Work to do
Find the string "full" and gather every line that holds it.

Data section
━━━━━━

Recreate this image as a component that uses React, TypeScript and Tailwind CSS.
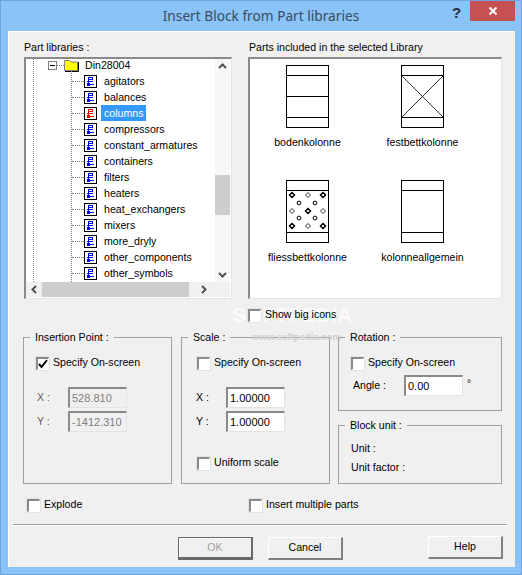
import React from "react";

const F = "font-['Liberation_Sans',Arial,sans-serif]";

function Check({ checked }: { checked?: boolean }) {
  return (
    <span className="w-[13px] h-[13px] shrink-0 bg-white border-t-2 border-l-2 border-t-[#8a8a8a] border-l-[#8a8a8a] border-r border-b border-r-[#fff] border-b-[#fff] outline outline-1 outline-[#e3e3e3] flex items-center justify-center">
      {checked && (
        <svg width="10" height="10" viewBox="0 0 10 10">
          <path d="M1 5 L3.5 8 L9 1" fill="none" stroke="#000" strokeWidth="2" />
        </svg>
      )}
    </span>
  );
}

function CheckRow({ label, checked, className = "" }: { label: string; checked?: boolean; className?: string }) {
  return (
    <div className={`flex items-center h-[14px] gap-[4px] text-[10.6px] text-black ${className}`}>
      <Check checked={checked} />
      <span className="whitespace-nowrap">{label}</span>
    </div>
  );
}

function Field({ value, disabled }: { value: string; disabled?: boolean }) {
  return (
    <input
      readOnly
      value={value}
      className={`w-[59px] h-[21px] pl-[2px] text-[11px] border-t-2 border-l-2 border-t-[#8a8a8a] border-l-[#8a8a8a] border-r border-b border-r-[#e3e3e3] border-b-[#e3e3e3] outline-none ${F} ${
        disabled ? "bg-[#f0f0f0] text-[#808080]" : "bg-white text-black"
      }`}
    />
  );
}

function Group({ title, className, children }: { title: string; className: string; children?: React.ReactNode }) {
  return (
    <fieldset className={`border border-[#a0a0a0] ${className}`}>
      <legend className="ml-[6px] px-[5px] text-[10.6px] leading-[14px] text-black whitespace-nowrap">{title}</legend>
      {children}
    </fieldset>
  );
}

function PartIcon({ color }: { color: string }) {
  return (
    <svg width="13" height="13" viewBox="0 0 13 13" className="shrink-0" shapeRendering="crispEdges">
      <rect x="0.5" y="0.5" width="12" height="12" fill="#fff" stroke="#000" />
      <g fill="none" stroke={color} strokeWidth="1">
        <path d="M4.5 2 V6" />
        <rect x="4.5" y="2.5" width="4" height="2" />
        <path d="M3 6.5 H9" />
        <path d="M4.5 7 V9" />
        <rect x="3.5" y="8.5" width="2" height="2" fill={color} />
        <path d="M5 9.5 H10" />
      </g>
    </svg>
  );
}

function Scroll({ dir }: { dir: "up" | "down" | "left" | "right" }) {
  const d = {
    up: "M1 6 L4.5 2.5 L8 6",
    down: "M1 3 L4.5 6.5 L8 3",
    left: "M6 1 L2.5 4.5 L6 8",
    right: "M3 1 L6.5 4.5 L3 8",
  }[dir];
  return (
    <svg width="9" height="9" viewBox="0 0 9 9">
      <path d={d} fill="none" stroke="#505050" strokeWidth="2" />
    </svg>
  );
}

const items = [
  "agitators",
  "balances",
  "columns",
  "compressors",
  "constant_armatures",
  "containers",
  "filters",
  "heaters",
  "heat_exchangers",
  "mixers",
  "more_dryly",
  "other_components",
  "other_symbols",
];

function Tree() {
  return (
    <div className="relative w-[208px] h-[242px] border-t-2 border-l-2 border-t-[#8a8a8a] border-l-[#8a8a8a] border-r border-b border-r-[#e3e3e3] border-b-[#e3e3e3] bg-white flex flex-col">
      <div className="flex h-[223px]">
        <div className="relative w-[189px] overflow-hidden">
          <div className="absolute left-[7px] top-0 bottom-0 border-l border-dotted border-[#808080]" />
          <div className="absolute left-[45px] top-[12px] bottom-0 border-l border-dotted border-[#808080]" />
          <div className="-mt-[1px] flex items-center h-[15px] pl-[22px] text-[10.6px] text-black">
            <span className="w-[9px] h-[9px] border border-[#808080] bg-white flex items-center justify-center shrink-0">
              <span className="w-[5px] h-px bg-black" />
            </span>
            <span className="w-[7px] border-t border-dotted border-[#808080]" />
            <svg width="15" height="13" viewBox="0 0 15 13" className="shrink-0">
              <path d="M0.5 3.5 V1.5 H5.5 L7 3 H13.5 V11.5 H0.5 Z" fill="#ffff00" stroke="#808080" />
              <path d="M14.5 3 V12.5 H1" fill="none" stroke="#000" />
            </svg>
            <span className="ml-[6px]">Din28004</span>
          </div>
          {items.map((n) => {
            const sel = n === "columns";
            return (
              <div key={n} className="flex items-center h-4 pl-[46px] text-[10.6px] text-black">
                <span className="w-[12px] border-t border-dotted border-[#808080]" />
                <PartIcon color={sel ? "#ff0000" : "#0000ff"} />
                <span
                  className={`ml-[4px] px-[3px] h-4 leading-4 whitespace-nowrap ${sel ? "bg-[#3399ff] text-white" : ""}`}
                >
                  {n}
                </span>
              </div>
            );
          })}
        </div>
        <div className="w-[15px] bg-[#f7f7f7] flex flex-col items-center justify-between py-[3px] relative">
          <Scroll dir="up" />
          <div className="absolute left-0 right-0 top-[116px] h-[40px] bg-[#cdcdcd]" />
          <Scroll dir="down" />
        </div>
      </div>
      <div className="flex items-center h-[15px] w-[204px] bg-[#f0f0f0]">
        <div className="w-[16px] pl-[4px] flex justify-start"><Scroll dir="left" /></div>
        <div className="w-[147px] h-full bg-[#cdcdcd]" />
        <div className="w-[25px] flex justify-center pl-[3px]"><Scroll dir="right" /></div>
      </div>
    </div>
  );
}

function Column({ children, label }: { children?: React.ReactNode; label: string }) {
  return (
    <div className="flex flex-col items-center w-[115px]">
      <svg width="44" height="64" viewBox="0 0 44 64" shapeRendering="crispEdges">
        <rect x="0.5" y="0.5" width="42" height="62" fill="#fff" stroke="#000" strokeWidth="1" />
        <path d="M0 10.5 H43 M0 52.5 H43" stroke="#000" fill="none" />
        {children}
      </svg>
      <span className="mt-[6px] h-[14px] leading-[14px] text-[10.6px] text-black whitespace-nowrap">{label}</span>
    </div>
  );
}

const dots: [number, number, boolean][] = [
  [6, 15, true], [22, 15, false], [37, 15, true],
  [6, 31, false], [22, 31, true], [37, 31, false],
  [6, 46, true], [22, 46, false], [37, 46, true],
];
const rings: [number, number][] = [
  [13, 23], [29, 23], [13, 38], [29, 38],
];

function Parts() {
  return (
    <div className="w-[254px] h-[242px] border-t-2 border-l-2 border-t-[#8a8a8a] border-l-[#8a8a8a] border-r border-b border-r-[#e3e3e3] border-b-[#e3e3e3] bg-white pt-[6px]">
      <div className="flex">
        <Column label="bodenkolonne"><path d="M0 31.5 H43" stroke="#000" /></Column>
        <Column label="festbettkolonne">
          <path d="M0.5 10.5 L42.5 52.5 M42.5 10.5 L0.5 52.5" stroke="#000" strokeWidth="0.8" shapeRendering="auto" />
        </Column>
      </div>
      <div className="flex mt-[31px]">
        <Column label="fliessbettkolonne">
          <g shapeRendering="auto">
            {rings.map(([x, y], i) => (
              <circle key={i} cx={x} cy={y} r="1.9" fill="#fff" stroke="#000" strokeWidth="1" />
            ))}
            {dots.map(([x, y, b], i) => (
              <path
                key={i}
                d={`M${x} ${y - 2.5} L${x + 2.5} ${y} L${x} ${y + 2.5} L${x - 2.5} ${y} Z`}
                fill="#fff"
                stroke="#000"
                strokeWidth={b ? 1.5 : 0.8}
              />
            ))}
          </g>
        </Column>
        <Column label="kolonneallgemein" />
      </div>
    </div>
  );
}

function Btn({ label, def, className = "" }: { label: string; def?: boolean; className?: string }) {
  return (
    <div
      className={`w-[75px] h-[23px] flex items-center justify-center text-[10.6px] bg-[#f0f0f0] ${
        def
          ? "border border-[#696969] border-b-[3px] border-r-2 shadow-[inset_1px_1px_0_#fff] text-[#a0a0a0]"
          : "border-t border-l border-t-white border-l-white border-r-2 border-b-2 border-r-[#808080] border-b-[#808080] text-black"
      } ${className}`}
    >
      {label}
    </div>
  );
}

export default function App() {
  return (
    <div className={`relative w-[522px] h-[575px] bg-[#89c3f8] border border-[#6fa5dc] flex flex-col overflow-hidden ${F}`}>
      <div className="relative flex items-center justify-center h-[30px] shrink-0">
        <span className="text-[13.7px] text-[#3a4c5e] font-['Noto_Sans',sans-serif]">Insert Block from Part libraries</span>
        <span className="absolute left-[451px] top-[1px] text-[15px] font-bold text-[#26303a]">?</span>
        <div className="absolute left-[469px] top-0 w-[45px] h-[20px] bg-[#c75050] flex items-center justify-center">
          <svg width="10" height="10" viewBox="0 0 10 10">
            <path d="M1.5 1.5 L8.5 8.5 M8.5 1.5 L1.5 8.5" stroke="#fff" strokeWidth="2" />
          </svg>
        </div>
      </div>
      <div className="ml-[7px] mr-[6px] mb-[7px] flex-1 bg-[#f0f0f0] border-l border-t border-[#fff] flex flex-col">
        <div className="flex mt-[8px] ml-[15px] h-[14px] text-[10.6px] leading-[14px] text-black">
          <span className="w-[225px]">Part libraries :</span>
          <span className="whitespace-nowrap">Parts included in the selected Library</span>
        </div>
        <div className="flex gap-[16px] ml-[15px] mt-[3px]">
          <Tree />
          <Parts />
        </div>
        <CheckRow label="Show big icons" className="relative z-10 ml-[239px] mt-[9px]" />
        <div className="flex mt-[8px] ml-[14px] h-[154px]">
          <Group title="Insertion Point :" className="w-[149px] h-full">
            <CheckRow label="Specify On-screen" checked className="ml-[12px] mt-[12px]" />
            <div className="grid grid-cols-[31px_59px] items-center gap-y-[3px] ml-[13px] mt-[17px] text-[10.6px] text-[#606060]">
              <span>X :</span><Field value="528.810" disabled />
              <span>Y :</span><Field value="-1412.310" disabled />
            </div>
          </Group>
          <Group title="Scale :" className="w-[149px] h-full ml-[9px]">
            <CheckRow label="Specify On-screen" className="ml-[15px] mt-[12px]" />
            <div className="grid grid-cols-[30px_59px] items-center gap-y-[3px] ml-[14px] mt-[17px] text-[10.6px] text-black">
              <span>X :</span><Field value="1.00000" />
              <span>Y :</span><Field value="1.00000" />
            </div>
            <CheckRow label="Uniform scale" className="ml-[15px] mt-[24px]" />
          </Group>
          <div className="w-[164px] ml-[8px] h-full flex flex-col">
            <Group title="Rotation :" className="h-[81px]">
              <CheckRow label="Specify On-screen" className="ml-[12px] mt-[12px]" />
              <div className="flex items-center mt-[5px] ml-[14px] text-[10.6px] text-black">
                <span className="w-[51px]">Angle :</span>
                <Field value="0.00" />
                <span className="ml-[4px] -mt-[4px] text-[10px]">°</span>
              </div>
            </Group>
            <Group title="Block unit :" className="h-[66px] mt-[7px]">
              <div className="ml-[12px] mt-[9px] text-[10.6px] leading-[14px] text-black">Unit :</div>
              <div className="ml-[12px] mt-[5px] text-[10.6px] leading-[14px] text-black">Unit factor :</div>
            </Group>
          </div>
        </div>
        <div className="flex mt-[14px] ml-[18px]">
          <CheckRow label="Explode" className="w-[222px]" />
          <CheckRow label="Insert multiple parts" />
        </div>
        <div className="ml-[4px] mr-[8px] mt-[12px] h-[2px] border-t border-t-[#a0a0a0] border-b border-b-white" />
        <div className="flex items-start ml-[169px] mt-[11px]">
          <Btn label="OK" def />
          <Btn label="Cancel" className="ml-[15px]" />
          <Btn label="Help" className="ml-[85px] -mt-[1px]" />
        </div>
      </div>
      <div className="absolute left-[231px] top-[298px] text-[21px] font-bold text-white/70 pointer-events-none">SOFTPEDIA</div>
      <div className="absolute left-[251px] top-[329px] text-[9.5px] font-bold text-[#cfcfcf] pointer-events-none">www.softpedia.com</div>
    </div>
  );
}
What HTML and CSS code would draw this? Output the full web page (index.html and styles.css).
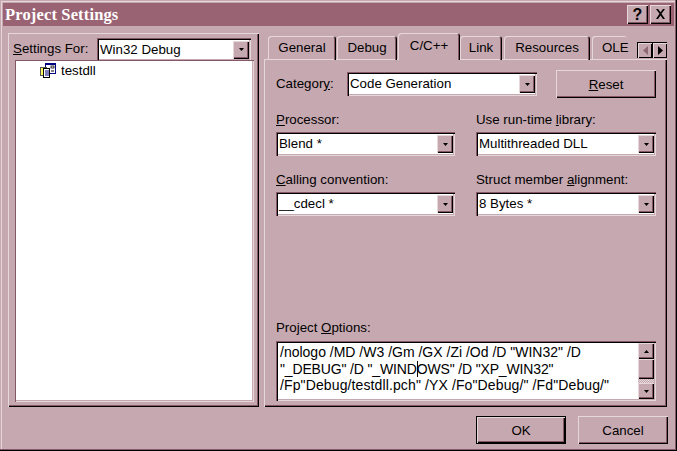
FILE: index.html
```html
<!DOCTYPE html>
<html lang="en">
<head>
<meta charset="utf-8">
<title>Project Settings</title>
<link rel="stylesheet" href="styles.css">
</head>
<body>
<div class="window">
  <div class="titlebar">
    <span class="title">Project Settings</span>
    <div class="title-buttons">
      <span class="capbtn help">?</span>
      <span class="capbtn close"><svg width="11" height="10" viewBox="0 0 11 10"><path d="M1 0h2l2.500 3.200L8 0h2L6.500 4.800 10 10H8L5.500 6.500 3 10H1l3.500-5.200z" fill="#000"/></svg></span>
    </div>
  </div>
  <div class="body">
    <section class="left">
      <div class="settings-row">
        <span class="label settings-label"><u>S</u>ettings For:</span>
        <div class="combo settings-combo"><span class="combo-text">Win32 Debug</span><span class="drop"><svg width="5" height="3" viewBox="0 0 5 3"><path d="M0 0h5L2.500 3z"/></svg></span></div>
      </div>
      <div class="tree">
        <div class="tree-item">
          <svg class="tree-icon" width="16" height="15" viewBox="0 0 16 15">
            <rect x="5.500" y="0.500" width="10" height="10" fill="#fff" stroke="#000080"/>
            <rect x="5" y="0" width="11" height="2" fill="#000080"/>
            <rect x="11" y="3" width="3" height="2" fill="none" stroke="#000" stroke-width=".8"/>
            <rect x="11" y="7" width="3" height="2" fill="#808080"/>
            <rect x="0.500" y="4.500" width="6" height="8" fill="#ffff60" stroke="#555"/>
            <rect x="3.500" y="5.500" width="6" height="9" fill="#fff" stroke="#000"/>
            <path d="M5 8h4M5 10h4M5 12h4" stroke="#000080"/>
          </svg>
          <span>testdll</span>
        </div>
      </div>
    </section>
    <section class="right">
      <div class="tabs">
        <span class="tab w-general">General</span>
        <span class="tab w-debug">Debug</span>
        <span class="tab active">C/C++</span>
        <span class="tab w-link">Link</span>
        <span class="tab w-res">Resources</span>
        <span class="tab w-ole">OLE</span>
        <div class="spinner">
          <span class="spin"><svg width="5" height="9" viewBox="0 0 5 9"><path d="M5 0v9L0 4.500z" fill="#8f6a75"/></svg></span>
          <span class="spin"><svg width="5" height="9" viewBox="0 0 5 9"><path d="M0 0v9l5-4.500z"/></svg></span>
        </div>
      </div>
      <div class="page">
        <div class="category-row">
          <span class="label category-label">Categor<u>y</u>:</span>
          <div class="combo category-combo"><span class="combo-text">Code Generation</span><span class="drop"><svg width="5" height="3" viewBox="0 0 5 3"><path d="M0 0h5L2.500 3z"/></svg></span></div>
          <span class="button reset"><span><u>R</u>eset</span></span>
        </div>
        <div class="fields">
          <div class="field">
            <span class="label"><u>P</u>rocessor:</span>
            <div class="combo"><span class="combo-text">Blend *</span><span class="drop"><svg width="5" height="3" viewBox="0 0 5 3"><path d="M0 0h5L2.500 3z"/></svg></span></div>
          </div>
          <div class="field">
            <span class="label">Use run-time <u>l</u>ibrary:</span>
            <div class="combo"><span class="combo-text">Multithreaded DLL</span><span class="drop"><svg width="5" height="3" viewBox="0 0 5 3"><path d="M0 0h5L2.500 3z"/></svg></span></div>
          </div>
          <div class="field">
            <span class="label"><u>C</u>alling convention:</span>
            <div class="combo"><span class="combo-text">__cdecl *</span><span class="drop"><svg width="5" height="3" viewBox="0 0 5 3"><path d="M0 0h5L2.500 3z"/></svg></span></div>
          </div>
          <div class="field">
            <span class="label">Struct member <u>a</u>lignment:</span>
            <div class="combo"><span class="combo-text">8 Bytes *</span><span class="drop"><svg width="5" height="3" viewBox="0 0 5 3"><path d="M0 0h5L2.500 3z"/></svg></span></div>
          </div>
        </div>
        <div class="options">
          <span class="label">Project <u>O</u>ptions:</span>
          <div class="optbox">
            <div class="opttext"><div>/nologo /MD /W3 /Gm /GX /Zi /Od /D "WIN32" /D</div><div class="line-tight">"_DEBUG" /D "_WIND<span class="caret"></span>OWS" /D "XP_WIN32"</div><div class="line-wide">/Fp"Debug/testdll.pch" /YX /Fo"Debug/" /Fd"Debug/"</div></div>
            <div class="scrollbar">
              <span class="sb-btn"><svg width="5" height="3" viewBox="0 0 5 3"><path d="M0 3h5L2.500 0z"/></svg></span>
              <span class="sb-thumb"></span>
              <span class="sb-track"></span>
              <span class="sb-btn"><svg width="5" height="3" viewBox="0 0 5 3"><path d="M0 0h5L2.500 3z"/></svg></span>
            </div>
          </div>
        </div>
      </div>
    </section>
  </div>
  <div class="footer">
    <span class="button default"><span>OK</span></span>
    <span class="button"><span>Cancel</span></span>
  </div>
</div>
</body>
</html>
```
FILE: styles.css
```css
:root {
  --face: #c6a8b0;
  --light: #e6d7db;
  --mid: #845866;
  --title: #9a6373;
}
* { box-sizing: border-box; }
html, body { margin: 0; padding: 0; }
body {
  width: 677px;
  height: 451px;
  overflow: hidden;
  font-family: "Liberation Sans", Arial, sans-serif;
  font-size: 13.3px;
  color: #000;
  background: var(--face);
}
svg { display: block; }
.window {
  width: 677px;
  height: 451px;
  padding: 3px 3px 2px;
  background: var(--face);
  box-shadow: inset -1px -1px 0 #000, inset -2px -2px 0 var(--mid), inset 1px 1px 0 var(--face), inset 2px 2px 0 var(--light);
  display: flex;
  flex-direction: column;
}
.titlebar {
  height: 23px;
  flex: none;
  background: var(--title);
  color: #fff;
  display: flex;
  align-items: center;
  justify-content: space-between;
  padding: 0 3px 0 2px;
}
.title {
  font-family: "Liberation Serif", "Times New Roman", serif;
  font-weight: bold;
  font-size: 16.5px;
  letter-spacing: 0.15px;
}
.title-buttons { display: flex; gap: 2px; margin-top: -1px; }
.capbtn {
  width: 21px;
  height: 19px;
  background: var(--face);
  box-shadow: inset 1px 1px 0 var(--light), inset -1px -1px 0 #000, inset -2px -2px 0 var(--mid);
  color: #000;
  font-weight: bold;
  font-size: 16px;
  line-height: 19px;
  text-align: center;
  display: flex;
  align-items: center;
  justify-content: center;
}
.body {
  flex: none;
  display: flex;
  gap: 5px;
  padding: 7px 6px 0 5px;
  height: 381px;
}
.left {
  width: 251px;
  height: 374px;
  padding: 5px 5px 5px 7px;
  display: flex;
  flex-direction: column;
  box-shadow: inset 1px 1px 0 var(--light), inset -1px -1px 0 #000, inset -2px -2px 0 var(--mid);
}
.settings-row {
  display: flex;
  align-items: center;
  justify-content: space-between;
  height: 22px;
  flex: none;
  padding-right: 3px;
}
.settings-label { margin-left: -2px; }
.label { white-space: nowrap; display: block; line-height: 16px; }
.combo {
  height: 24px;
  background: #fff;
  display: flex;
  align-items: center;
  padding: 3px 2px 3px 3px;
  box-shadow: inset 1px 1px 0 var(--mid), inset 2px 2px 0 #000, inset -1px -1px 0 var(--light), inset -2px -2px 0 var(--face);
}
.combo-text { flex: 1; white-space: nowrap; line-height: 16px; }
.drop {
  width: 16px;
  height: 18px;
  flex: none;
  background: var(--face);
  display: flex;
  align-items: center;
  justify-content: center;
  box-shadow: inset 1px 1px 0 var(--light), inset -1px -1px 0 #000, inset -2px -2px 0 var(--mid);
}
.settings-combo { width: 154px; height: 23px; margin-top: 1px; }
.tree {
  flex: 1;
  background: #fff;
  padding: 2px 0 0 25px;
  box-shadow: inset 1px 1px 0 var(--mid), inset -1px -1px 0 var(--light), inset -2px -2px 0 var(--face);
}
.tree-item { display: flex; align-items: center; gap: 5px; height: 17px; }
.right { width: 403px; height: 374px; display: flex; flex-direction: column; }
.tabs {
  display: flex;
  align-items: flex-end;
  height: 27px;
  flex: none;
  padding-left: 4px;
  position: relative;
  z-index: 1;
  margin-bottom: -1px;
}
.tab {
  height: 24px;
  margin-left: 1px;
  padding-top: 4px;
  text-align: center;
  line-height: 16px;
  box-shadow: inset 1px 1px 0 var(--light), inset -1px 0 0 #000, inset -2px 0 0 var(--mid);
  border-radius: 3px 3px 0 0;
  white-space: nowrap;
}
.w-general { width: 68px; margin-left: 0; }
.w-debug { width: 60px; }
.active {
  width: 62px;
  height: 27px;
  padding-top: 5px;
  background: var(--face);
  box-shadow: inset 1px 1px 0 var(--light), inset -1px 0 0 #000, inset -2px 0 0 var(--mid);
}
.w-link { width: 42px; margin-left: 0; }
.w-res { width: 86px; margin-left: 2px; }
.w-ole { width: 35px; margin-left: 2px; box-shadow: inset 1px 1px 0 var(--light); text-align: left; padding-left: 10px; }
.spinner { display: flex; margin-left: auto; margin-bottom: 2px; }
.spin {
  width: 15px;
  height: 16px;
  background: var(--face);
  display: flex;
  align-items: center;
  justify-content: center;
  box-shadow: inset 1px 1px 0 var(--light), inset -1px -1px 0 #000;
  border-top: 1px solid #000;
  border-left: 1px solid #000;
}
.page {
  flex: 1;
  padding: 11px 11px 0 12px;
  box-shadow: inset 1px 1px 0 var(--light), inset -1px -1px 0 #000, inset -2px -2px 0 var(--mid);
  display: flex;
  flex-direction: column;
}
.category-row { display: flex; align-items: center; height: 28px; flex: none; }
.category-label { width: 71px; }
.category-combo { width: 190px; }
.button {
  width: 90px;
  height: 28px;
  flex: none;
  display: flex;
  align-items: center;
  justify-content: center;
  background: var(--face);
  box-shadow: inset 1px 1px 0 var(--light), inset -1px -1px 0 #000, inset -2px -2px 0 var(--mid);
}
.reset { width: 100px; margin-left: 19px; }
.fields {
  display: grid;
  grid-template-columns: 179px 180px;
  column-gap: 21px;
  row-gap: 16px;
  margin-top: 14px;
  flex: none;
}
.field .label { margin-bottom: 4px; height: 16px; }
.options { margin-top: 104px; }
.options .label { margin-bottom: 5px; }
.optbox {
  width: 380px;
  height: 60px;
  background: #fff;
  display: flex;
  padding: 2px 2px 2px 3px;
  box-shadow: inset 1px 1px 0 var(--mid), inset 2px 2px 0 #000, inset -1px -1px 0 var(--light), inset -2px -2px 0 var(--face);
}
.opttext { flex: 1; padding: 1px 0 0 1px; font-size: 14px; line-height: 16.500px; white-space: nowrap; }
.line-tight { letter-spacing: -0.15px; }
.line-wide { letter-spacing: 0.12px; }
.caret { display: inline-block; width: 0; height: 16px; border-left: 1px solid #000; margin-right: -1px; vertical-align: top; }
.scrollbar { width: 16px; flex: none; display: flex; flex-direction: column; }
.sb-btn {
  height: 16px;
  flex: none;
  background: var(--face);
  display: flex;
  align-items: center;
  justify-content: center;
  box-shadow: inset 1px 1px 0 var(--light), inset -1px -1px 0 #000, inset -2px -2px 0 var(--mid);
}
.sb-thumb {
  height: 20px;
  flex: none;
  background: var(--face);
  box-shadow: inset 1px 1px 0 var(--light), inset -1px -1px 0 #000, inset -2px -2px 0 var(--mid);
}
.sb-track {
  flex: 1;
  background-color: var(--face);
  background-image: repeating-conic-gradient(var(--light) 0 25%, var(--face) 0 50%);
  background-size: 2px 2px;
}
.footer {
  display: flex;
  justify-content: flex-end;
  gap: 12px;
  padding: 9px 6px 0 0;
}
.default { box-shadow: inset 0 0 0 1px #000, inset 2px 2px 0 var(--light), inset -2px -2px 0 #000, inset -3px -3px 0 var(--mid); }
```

━━━━━━

Solution for this task
        <div className="w-[147px] h-full bg-[#cdcdcd]" />
          <Group title="Insertion Point :" className="w-[149px] h-full">
          <Group title="Scale :" className="w-[149px] h-full ml-[9px]">
          <div className="w-[164px] ml-[8px] h-full flex flex-col">
What HTML and CSS code would draw this? Output the full web page (index.html and styles.css).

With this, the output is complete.